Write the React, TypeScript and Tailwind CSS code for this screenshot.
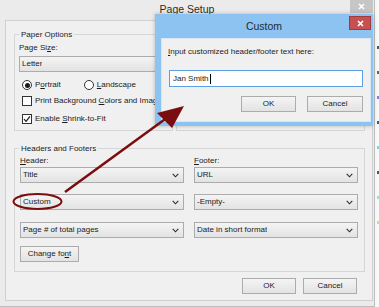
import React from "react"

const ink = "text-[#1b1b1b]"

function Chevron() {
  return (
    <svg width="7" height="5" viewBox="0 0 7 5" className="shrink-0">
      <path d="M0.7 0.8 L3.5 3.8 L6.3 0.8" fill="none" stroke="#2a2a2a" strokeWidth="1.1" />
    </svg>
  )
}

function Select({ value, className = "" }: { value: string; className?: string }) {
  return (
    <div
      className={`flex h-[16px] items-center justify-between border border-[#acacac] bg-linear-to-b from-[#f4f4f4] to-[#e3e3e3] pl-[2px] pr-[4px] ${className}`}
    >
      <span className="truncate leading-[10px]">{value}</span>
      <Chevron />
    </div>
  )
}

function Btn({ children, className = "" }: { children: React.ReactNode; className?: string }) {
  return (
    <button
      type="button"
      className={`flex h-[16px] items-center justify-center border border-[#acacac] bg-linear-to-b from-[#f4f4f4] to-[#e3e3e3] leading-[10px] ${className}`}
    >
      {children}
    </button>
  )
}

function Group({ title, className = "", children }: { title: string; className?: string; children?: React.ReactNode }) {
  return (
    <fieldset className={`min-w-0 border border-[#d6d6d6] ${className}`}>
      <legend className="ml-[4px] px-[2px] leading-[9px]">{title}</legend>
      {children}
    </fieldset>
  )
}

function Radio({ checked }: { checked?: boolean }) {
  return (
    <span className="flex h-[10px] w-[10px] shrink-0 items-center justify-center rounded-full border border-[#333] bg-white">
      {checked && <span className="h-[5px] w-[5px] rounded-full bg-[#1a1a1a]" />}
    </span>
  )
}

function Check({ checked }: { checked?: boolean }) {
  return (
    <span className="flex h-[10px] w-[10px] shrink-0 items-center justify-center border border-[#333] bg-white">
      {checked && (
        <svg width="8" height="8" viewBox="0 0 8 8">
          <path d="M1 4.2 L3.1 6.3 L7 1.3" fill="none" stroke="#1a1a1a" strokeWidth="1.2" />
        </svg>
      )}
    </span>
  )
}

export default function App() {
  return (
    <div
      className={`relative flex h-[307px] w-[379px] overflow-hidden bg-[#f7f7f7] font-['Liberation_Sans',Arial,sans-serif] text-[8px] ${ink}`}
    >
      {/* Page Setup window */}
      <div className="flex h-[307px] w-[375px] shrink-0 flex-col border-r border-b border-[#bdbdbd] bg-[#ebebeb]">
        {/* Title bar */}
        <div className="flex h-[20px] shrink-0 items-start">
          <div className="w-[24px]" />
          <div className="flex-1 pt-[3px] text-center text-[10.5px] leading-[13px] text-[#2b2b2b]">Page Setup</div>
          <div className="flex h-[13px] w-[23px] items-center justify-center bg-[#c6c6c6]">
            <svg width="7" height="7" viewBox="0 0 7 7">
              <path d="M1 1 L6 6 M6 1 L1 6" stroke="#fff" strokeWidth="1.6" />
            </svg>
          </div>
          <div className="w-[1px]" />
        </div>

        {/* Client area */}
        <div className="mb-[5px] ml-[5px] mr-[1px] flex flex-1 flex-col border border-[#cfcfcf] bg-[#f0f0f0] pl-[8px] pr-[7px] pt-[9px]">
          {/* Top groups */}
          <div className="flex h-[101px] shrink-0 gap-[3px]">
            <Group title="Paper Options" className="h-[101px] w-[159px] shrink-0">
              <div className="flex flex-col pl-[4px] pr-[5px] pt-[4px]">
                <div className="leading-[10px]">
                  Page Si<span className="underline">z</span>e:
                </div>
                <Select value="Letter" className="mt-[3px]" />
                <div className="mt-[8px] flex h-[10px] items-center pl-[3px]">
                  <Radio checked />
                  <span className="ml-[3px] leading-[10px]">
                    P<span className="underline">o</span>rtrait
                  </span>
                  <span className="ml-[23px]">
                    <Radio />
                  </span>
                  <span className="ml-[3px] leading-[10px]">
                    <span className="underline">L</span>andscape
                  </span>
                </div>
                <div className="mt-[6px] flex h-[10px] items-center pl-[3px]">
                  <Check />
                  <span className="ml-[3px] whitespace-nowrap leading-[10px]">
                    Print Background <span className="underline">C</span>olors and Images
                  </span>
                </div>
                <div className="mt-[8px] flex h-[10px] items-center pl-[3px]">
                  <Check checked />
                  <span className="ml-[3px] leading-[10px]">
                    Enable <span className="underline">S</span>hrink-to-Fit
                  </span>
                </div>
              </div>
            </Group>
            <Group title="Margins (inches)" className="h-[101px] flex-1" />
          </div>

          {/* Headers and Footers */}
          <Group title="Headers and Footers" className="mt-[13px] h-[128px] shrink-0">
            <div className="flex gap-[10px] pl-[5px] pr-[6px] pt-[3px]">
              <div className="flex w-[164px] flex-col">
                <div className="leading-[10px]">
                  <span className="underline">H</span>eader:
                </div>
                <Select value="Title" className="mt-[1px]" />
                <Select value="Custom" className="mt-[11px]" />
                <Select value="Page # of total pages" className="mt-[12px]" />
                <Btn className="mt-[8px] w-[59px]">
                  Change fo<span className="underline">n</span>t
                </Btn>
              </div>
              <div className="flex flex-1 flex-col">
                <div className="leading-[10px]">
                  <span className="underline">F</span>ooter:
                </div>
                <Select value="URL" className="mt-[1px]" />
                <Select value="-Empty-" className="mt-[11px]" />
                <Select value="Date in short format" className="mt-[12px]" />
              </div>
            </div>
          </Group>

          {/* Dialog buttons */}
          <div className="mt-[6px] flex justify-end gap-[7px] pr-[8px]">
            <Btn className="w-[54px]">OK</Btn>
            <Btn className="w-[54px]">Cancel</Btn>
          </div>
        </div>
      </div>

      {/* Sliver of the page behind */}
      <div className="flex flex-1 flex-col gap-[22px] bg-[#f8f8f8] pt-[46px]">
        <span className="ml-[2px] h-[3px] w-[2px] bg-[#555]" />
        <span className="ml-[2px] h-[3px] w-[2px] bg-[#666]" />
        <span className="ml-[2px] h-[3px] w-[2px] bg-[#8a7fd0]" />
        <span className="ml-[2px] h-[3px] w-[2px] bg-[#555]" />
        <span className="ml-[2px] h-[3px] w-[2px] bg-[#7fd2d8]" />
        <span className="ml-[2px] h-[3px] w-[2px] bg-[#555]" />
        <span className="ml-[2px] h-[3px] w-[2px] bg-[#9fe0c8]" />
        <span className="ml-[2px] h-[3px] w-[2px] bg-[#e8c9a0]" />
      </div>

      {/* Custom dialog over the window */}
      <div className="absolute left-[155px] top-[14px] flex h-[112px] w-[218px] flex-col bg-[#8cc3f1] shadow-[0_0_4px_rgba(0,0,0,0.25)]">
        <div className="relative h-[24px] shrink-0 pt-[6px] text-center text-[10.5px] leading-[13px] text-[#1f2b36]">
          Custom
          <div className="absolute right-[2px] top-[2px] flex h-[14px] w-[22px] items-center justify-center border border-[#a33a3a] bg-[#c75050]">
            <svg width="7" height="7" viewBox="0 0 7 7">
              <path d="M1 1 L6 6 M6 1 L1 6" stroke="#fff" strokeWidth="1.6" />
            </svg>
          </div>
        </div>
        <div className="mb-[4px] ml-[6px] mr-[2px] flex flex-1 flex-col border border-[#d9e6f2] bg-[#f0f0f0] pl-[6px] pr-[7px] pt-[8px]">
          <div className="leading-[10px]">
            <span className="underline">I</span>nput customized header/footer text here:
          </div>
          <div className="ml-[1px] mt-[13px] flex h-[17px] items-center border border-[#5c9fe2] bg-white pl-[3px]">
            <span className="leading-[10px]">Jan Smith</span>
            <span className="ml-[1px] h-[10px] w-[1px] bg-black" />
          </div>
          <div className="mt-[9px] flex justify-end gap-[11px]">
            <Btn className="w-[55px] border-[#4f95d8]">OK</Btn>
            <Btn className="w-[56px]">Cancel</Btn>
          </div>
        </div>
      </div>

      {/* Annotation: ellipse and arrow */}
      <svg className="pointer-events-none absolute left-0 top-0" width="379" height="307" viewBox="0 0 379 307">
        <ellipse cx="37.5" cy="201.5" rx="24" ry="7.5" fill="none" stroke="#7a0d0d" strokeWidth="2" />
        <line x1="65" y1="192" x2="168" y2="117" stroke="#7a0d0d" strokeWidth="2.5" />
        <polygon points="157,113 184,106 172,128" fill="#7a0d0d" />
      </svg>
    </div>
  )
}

> **WRITTEN PROBLEM**: Copy each line of the listing that includes "React".

> **THE REPLY**:
Write the React, TypeScript and Tailwind CSS code for this screenshot.
import React from "react"
function Btn({ children, className = "" }: { children: React.ReactNode; className?: string }) {
function Group({ title, className = "", children }: { title: string; className?: string; children?: React.ReactNode }) {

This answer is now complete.